Often, instead of using larger, monolithic storage systems, architectures allowing for the aggregation of smaller, modular storage systems to form a single storage entity, “a scaled storage array” (or storage array), are used. Such architectures may allow a user to start with a storage array of one or few storage systems and grow the array in capacity and performance over time based on need by adding additional storage systems. The storage systems that are part of a scaled storage array (or storage array) may be referred to as the storage nodes of the array. However, conventional approaches employing this architecture possess inefficiencies and do not scale well when numerous storage resources are included. For example, if a “READ” or “DATA IN” request is communicated to a storage array comprising multiple storage nodes, one of the storage nodes may receive and respond to the request. However, if all of the requested data is not present on the storage node, it may need to request the remaining data from the other storage nodes in the storage array. Often, such remaining data must be communicated over a data network to the original storage node receiving the READ request, then communicated again by the original storage node to the information handling system issuing the READ request. Thus, some data may be required to be communicated twice over a network. Accordingly, such conventional approach may lead to network congestion and latency of the READ operation. Also, because such congestion and latency generally increases significantly as the number of storage nodes in the storage array increases, the conventional approach may not scale well for storage arrays with numerous storage nodes.

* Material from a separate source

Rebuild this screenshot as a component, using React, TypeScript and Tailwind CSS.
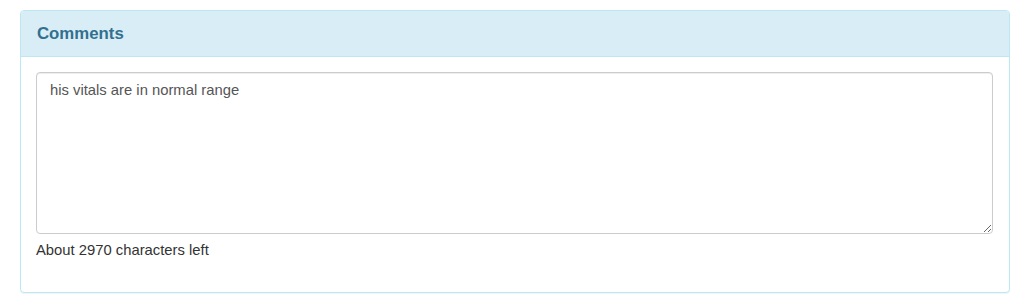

An illustration of disadvantages of conventional approaches is depicted in FIGS. 1A and 1B. FIGS. 1A and 1B each illustrate a flow chart of a conventional method 100 for reading data from a plurality of storage nodes disposed in a storage array. In particular, as shown in FIGS. 1A and 1B, a host device may issue a command to read data from a storage array, wherein a portion of the data is stored in a first storage node, another portion of the data is stored in a second storage node, and yet another portion of the data is stored in a third storage node.
As depicted in FIGS. 1A and 1B, the first storage node which receives the request for data, provides a portion of the data stored locally on the storage node. The first storage node then issues its own request to one or more other storage nodes which contain a remainder of the requested data. The other storage nodes transfer the data to the original storage node, which then transfers the data back to the host, to complete transfer of all data requested in the read operation.
For example, at step 102 of FIG. 1A, a host device may issue a READ command to the first storage node. At step 104, the first storage node may communicate to the host device the portion of the data residing on the first storage node. At step 106, the first storage node may issue its own READ command to a second storage node. In response, at step 108, the second storage node may communicate to the first storage node the portion of the data residing on the second storage node, after which, at step 110, the second storage node may communicate to the first storage node a STATUS message to indicate completion of the data transfer from the second storage node. At step 112, the first storage node may communicate to the host device the portion of the data that was stored on the second storage node.
Similarly, at step 114, the first storage node may issue a READ command to a third storage node. At step 116, the third storage node may communicate to the first storage node the portion of data residing on the third storage node, and then communicate to the first storage node a STATUS message to indicate the completion of the data transfer at step 118. At step 120, the first storage node may communicate to the host device the portion of the data that was stored on the third storage node. At step 122, the first storage node may communicate to the host device a status message to indicate completion of the transfer of the requested data. After completion of step 122, method 100 may end.
While method 100 depicted in FIGS. 1A and 1B may successfully communicate data from a storage array to a host device, method 100 may suffer from numerous drawbacks. For example, because data read from each of the second and third storage nodes must be communicated over a network twice (e.g., for the portion of the data stored on the second storage node: once from the second storage node to the first storage node as depicted in step 108, then from the first storage node to the host device at step 112), the method 100 may lead to network congestion and latency of the READ operation. Also, because such congestion and latency increases significantly as the size of a storage array increases, the conventional approach may not scale well for storage arrays with numerous storage nodes.